Data Model

The SuperSize data model is a sorted flat list of symbols. Using a flat list is simple, and allows arbitrary queries to be made on symbols.

//tools/binary_size/libsupersize/models.py contains the definition of all data classes.

Python API Reference

SizeInfo

Represents the data within a .size file. Contains:

  • build_config: JSON metadata applicable to all symbols.
  • containers: List of Container instances used by symbols in this SizeInfo.
  • raw_symbols: List of Symbols.

Symbol

Each symbol contains the following fields:

  • container: A (shared) Container instance.
  • section_name: E.g. “.text”, “.rodata”, “.data.rel.local”
  • section: The single character abbreviation of section_name. E.g. “t”, “r”, “d”.
  • size: The number of bytes this symbol takes up, including padding that comes before |address|.
  • padding: The number of bytes of padding before |address|.
  • address (optional): The start address of the symbol.
  • source_path (optional): Path to the source file that caused this symbol to exist (e.g. base64.cc, SomeClass.java).
  • object_path (optional):
    • For native and pak: Path to associated object file. E.g.: base/base64.o
    • For dex: Package path. E.g.: $APK/org/chromium/chrome/SomeClass.class
  • aliases: List of symbols that represent the same bytes. The |aliases| of each symbol in this list points to the same list instance.
  • num_aliases: The number of symbols with the same address (including self).
  • pss: size / num_aliases.
  • padding_pss: padding / num_aliases.
  • full_name: Name for this symbol.
    • Symbols are not required to have unique names, or names as all (empty string is valid).
  • template_name: Derived from full_name. Name with parameter list removed, but template parameters present.
  • name: Derived from full_name. Names with templates and parameter list removed.
  • component: The team that owns this feature (optional, maybe be empty).
  • flags: Bitmask of flags. See FLAG_* constants in models.py.
  • disassembly (optional): The disassembly code for the symbol.

Diffs

Diffs are represented in Python using DeltaSizeInfo, which contains a list of DeltaSymbol instances. DeltaSymbols maintain the full fidelity of symbols in the diff by storing a pointer to the before / after symbol that they represent. See diffs.md for more details.

Concepts

Symbol Aliases

Aliases occur when multiple symbols refer to the same bytes (have the same address, size, and padding).

Examples of where aliases are used:

  • Functions with identical code are de-deuped via identical code folding.
  • Functions that appear in multiple translation units (e.g. functions with inline linkage).
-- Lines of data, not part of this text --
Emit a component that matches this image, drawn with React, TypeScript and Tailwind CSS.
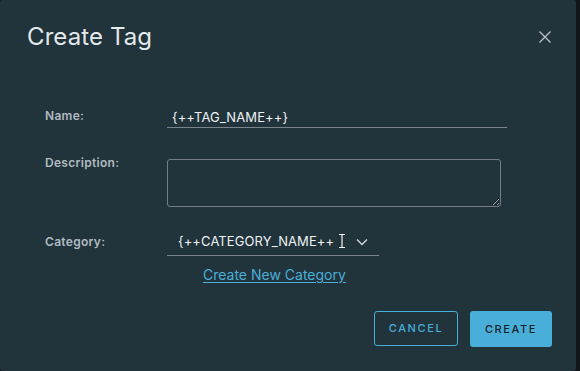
import React from 'react';

const font = { fontFamily: 'Inter, "Noto Sans", sans-serif' };

const App: React.FC = () => {
  return (
    <div className="w-[580px] h-[371px] flex bg-[#0f1518]" style={font}>
      <div className="w-[576px] h-full bg-[#21333b] rounded-[3px] flex flex-col">
        {/* header */}
        <div className="flex items-start justify-between pl-[27px] pr-[27px] pt-[21px]">
          <h1 className="text-[24px] leading-[32px] font-normal text-[#e3e9ec] tracking-[0.1px]">Create Tag</h1>
          <button className="mt-[9px] mr-[-3px] text-[#b8c4ca]">
            <svg width="14" height="14" viewBox="0 0 14 14" fill="none" stroke="currentColor" strokeWidth="1.3">
              <path d="M1.5 1.5 L12.5 12.5 M12.5 1.5 L1.5 12.5" />
            </svg>
          </button>
        </div>

        {/* form */}
        <div className="flex flex-col pl-[45px] mt-[56px]">
          <div className="flex items-start">
            <label className="w-[122px] text-[12px] leading-[18px] font-semibold tracking-[0.3px] text-[#b0bbc1] mt-[-2px]">Name:</label>
            <div className="w-[340px] border-b border-[#7b868c] pl-[5px] pb-[2px]">
              <span className="text-[13px] leading-[16px] text-[#eef2f4] block tracking-[0.1px]">{'{++TAG_NAME++}'}</span>
            </div>
          </div>

          <div className="flex items-start mt-[31px]">
            <label className="w-[122px] text-[12px] leading-[18px] font-semibold tracking-[0.3px] text-[#b0bbc1] mt-[-5px]">Description:</label>
            <textarea className="w-[334px] h-[48px] bg-transparent border border-[#737f85] rounded-[3px] text-[13px] text-[#eef2f4] outline-none" />
          </div>

          <div className="flex items-start mt-[25px]">
            <label className="w-[122px] text-[12px] leading-[18px] font-semibold tracking-[0.3px] text-[#b0bbc1] mt-[1px]">Category:</label>
            <div className="w-[212px] border-b border-[#7b868c] flex items-center pl-[11px] pb-[6px] pt-[1px]">
              <span className="text-[13px] leading-[16px] text-[#eef2f4] whitespace-nowrap tracking-[0.1px]">{'{++CATEGORY_NAME++'}</span>
              <svg className="ml-[4px] text-[#f3f6f7]" width="8" height="16" viewBox="0 0 8 16" fill="none" stroke="currentColor" strokeWidth="1.2">
                <path d="M1 1.5 H7 M4 1.5 V14.5 M1 14.5 H7" />
              </svg>
              <svg className="ml-[10px] mt-[2px] text-[#cfd8dc]" width="12" height="8" viewBox="0 0 12 8" fill="none" stroke="currentColor" strokeWidth="1.4">
                <path d="M1 1.5 L6 6.5 L11 1.5" />
              </svg>
            </div>
          </div>

          <div className="pl-[158px] mt-[6px]">
            <a href="#" className="text-[14px] leading-[18px] text-[#49afd9] underline underline-offset-[2px]">Create New Category</a>
          </div>
        </div>

        {/* footer */}
        <div className="flex justify-end items-start gap-[12px] pr-[24px] mt-[25px]">
          <button className="w-[84px] h-[35px] border border-[#49afd9] rounded-[3px] text-[11px] font-medium tracking-[1.6px] text-[#49afd9]">CANCEL</button>
          <button className="w-[82px] h-[36px] bg-[#49afd9] rounded-[3px] text-[11px] font-medium tracking-[1.6px] text-[#13222a]">CREATE</button>
        </div>
      </div>
    </div>
  );
};

export default App;
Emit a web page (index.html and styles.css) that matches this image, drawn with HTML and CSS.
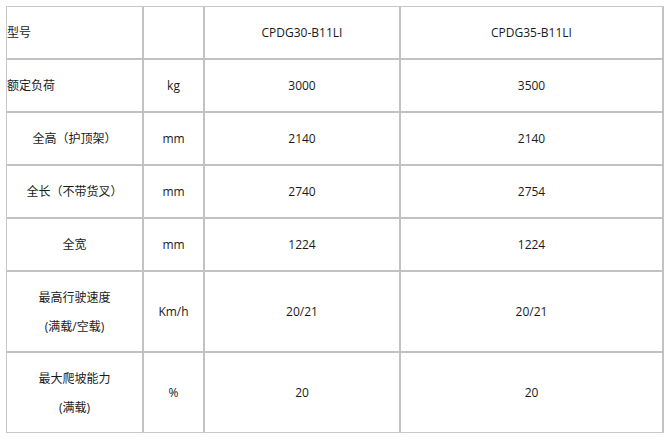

These have the same name, but different paths.
    • Represented as one alias per path, but are collapsed into a single symbol with a path of $COMMON_PREFIX/{shared}/$SYMBOL_COUNT when the number of aliases is large.
      • E.g.: base/{shared}/3
  • String literals that are de-duped by identical code folding.
  • Pak entries with identical payloads.

Path Normalization

  • Prefixes are removed: out/Release/, gen/, obj/
    • This causes generated files to overlay non-generated source tree, which is useful for attribution since the two generally mirror one another.
    • Generated symbols have the FLAG_GENERATED bit set.

Overhead and Star Symbols

Overhead symbols are symbols with a name that starts with “Overhead:”. They track bytes that are generally unactionable. They are recorded as padding-only symbols (e.g.: size=10, padding=10, size_without_padding=0) because “padding” better associates with “overhead” vs. size.

  • Overhead: ELF file: elf_file_size - sum(elf_sections).
    • Captures bytes taken up by ELF headers and section alignment.
  • Overhead: APK file: apk_file_size - sum(compressed_file_sizes)
    • Captures bytes taken up by .zip metadata and zipalign padding.
  • Overhead: ${NAME}.pak: pak_file_size - sum(pak_entries)
  • Overhead: aggregate padding of diff'ed symbols: Appears in symbol diffs to represent the per-section cumulative delta in padding.

Star symbols are symbols with a name that starts with “**”. They represent sections of binary that are unattributed.

Examples:

  • ** Merge Globals - Taken from linker map file. A section of data containing unnamed constants.
  • ** Symbol gap: A gap between symbols that is larger than what could be plausibly be due to alignment.
  • ** ELF Section: .rel.dyn: A native code ELF section that is not broken down into smaller symbols.